Aim: Write out the data again exactly, skipping every picture.

START

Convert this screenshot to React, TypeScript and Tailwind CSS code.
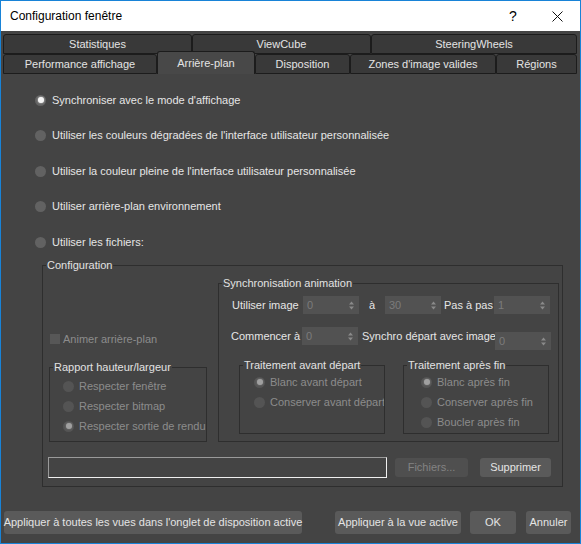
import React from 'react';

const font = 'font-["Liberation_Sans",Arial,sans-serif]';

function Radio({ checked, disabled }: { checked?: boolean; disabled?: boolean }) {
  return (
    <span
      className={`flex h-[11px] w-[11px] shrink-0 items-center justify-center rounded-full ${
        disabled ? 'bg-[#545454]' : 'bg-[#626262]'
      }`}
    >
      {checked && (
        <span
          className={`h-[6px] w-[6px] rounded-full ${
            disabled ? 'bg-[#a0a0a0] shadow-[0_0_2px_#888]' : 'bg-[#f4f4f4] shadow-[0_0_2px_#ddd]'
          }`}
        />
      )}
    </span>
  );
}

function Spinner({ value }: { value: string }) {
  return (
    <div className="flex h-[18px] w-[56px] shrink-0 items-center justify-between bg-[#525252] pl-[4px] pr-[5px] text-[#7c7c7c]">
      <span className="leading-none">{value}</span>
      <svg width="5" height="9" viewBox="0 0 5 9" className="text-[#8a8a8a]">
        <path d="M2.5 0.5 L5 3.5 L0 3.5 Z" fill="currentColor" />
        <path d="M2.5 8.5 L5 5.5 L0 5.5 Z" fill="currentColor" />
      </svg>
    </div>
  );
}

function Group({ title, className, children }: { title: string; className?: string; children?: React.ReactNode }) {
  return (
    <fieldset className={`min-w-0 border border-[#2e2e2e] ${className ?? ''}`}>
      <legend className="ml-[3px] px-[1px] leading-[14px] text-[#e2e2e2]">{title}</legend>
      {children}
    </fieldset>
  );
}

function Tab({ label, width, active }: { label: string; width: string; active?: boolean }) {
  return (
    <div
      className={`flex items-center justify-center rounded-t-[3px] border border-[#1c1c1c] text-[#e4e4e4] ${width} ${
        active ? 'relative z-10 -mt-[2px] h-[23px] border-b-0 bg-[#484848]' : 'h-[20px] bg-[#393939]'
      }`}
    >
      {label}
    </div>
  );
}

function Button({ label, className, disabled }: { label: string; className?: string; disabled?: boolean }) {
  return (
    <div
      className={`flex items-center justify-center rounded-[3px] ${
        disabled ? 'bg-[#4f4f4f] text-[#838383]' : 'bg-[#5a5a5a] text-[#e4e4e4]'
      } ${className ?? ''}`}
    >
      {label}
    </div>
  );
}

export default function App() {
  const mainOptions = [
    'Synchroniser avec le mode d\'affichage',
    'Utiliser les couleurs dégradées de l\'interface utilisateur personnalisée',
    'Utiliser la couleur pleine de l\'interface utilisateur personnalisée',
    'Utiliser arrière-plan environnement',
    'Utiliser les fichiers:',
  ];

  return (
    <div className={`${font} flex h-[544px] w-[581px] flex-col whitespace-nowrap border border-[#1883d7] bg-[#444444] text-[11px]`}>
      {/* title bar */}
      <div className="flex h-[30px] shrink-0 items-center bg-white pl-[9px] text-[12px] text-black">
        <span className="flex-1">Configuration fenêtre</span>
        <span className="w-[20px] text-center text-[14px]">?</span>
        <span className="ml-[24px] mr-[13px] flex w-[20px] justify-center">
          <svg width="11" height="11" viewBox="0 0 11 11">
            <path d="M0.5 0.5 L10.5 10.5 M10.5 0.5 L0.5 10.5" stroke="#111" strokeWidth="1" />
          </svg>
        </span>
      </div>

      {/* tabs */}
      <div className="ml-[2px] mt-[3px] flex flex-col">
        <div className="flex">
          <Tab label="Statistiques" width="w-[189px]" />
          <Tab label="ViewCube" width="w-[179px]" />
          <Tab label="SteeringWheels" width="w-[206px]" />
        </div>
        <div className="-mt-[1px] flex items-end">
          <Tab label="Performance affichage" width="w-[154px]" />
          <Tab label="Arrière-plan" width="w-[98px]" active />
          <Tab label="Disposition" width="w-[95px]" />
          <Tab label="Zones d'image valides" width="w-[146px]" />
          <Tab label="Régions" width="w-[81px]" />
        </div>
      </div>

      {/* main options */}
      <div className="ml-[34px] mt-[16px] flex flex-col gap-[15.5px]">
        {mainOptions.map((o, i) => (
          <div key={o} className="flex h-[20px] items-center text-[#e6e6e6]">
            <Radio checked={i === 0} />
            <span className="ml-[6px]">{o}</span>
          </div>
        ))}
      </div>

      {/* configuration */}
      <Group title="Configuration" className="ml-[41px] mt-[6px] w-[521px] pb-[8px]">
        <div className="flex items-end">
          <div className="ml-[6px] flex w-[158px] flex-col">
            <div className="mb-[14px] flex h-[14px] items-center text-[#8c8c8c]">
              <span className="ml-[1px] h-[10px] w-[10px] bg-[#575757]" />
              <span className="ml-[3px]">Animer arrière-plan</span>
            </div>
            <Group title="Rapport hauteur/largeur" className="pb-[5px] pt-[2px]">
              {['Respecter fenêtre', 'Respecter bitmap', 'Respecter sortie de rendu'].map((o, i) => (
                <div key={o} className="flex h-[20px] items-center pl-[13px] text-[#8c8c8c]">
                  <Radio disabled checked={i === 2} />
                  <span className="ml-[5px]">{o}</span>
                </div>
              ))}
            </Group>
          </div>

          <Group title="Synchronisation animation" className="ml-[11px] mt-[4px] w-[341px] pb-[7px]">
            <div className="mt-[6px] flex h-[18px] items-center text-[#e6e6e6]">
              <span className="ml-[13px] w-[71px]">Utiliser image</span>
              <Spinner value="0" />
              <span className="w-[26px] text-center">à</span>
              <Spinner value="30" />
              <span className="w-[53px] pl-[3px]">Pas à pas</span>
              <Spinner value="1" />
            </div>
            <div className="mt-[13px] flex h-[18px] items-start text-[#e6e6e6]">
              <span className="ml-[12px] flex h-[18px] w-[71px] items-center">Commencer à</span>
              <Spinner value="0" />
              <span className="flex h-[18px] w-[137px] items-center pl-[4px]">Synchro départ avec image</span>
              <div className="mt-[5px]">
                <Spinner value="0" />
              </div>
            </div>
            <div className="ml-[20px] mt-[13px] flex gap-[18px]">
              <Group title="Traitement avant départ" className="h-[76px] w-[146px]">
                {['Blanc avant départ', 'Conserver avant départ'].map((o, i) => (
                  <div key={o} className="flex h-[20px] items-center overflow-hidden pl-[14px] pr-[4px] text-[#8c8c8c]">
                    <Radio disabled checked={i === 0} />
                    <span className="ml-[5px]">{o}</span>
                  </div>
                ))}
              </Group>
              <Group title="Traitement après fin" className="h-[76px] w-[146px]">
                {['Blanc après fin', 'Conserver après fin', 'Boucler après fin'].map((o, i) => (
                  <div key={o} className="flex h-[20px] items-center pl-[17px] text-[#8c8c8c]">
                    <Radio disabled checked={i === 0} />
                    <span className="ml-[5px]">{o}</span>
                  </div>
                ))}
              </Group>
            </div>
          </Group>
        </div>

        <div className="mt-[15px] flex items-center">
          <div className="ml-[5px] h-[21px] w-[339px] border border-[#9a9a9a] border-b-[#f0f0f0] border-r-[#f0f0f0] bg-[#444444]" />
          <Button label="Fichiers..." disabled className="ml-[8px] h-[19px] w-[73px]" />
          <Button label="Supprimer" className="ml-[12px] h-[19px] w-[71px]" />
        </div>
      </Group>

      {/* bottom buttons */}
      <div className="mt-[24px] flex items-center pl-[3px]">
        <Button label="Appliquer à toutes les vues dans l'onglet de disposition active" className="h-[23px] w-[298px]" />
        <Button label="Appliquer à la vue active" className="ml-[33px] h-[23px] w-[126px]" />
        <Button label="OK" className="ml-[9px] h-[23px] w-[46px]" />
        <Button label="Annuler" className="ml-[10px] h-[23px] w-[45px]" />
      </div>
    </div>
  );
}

END

Answer to the task:
Convert this screenshot to React, TypeScript and Tailwind CSS code.
import React from 'react';

const font = 'font-["Liberation_Sans",Arial,sans-serif]';

function Radio({ checked, disabled }: { checked?: boolean; disabled?: boolean }) {
  return (
    <span
      className={`flex h-[11px] w-[11px] shrink-0 items-center justify-center rounded-full ${
        disabled ? 'bg-[#545454]' : 'bg-[#626262]'
      }`}
    >
      {checked && (
        <span
          className={`h-[6px] w-[6px] rounded-full ${
            disabled ? 'bg-[#a0a0a0] shadow-[0_0_2px_#888]' : 'bg-[#f4f4f4] shadow-[0_0_2px_#ddd]'
          }`}
        />
      )}
    </span>
  );
}

function Spinner({ value }: { value: string }) {
  return (
    <div className="flex h-[18px] w-[56px] shrink-0 items-center justify-between bg-[#525252] pl-[4px] pr-[5px] text-[#7c7c7c]">
      <span className="leading-none">{value}</span>
      <svg width="5" height="9" viewBox="0 0 5 9" className="text-[#8a8a8a]">
        <path d="M2.5 0.5 L5 3.5 L0 3.5 Z" fill="currentColor" />
        <path d="M2.5 8.5 L5 5.5 L0 5.5 Z" fill="currentColor" />
      </svg>
    </div>
  );
}

function Group({ title, className, children }: { title: string; className?: string; children?: React.ReactNode }) {
  return (
    <fieldset className={`min-w-0 border border-[#2e2e2e] ${className ?? ''}`}>
      <legend className="ml-[3px] px-[1px] leading-[14px] text-[#e2e2e2]">{title}</legend>
      {children}
    </fieldset>
  );
}

function Tab({ label, width, active }: { label: string; width: string; active?: boolean }) {
  return (
    <div
      className={`flex items-center justify-center rounded-t-[3px] border border-[#1c1c1c] text-[#e4e4e4] ${width} ${
        active ? 'relative z-10 -mt-[2px] h-[23px] border-b-0 bg-[#484848]' : 'h-[20px] bg-[#393939]'
      }`}
    >
      {label}
    </div>
  );
}

function Button({ label, className, disabled }: { label: string; className?: string; disabled?: boolean }) {
  return (
    <div
      className={`flex items-center justify-center rounded-[3px] ${
        disabled ? 'bg-[#4f4f4f] text-[#838383]' : 'bg-[#5a5a5a] text-[#e4e4e4]'
      } ${className ?? ''}`}
    >
      {label}
    </div>
  );
}

export default function App() {
  const mainOptions = [
    'Synchroniser avec le mode d\'affichage',
    'Utiliser les couleurs dégradées de l\'interface utilisateur personnalisée',
    'Utiliser la couleur pleine de l\'interface utilisateur personnalisée',
    'Utiliser arrière-plan environnement',
    'Utiliser les fichiers:',
  ];

  return (
    <div className={`${font} flex h-[544px] w-[581px] flex-col whitespace-nowrap border border-[#1883d7] bg-[#444444] text-[11px]`}>
      {/* title bar */}
      <div className="flex h-[30px] shrink-0 items-center bg-white pl-[9px] text-[12px] text-black">
        <span className="flex-1">Configuration fenêtre</span>
        <span className="w-[20px] text-center text-[14px]">?</span>
        <span className="ml-[24px] mr-[13px] flex w-[20px] justify-center">
          <svg width="11" height="11" viewBox="0 0 11 11">
            <path d="M0.5 0.5 L10.5 10.5 M10.5 0.5 L0.5 10.5" stroke="#111" strokeWidth="1" />
          </svg>
        </span>
      </div>

      {/* tabs */}
      <div className="ml-[2px] mt-[3px] flex flex-col">
        <div className="flex">
          <Tab label="Statistiques" width="w-[189px]" />
          <Tab label="ViewCube" width="w-[179px]" />
          <Tab label="SteeringWheels" width="w-[206px]" />
        </div>
        <div className="-mt-[1px] flex items-end">
          <Tab label="Performance affichage" width="w-[154px]" />
          <Tab label="Arrière-plan" width="w-[98px]" active />
          <Tab label="Disposition" width="w-[95px]" />
          <Tab label="Zones d'image valides" width="w-[146px]" />
          <Tab label="Régions" width="w-[81px]" />
        </div>
      </div>

      {/* main options */}
      <div className="ml-[34px] mt-[16px] flex flex-col gap-[15.5px]">
        {mainOptions.map((o, i) => (
          <div key={o} className="flex h-[20px] items-center text-[#e6e6e6]">
            <Radio checked={i === 0} />
            <span className="ml-[6px]">{o}</span>
          </div>
        ))}
      </div>

      {/* configuration */}
      <Group title="Configuration" className="ml-[41px] mt-[6px] w-[521px] pb-[8px]">
        <div className="flex items-end">
          <div className="ml-[6px] flex w-[158px] flex-col">
            <div className="mb-[14px] flex h-[14px] items-center text-[#8c8c8c]">
              <span className="ml-[1px] h-[10px] w-[10px] bg-[#575757]" />
              <span className="ml-[3px]">Animer arrière-plan</span>
            </div>
            <Group title="Rapport hauteur/largeur" className="pb-[5px] pt-[2px]">
              {['Respecter fenêtre', 'Respecter bitmap', 'Respecter sortie de rendu'].map((o, i) => (
                <div key={o} className="flex h-[20px] items-center pl-[13px] text-[#8c8c8c]">
                  <Radio disabled checked={i === 2} />
                  <span className="ml-[5px]">{o}</span>
                </div>
              ))}
            </Group>
          </div>

          <Group title="Synchronisation animation" className="ml-[11px] mt-[4px] w-[341px] pb-[7px]">
            <div className="mt-[6px] flex h-[18px] items-center text-[#e6e6e6]">
              <span className="ml-[13px] w-[71px]">Utiliser image</span>
              <Spinner value="0" />
              <span className="w-[26px] text-center">à</span>
              <Spinner value="30" />
              <span className="w-[53px] pl-[3px]">Pas à pas</span>
              <Spinner value="1" />
            </div>
            <div className="mt-[13px] flex h-[18px] items-start text-[#e6e6e6]">
              <span className="ml-[12px] flex h-[18px] w-[71px] items-center">Commencer à</span>
              <Spinner value="0" />
              <span className="flex h-[18px] w-[137px] items-center pl-[4px]">Synchro départ avec image</span>
              <div className="mt-[5px]">
                <Spinner value="0" />
              </div>
            </div>
            <div className="ml-[20px] mt-[13px] flex gap-[18px]">
              <Group title="Traitement avant départ" className="h-[76px] w-[146px]">
                {['Blanc avant départ', 'Conserver avant départ'].map((o, i) => (
                  <div key={o} className="flex h-[20px] items-center overflow-hidden pl-[14px] pr-[4px] text-[#8c8c8c]">
                    <Radio disabled checked={i === 0} />
                    <span className="ml-[5px]">{o}</span>
                  </div>
                ))}
              </Group>
              <Group title="Traitement après fin" className="h-[76px] w-[146px]">
                {['Blanc après fin', 'Conserver après fin', 'Boucler après fin'].map((o, i) => (
                  <div key={o} className="flex h-[20px] items-center pl-[17px] text-[#8c8c8c]">
                    <Radio disabled checked={i === 0} />
                    <span className="ml-[5px]">{o}</span>
                  </div>
                ))}
              </Group>
            </div>
          </Group>
        </div>

        <div className="mt-[15px] flex items-center">
          <div className="ml-[5px] h-[21px] w-[339px] border border-[#9a9a9a] border-b-[#f0f0f0] border-r-[#f0f0f0] bg-[#444444]" />
          <Button label="Fichiers..." disabled className="ml-[8px] h-[19px] w-[73px]" />
          <Button label="Supprimer" className="ml-[12px] h-[19px] w-[71px]" />
        </div>
      </Group>

      {/* bottom buttons */}
      <div className="mt-[24px] flex items-center pl-[3px]">
        <Button label="Appliquer à toutes les vues dans l'onglet de disposition active" className="h-[23px] w-[298px]" />
        <Button label="Appliquer à la vue active" className="ml-[33px] h-[23px] w-[126px]" />
        <Button label="OK" className="ml-[9px] h-[23px] w-[46px]" />
        <Button label="Annuler" className="ml-[10px] h-[23px] w-[45px]" />
      </div>
    </div>
  );
}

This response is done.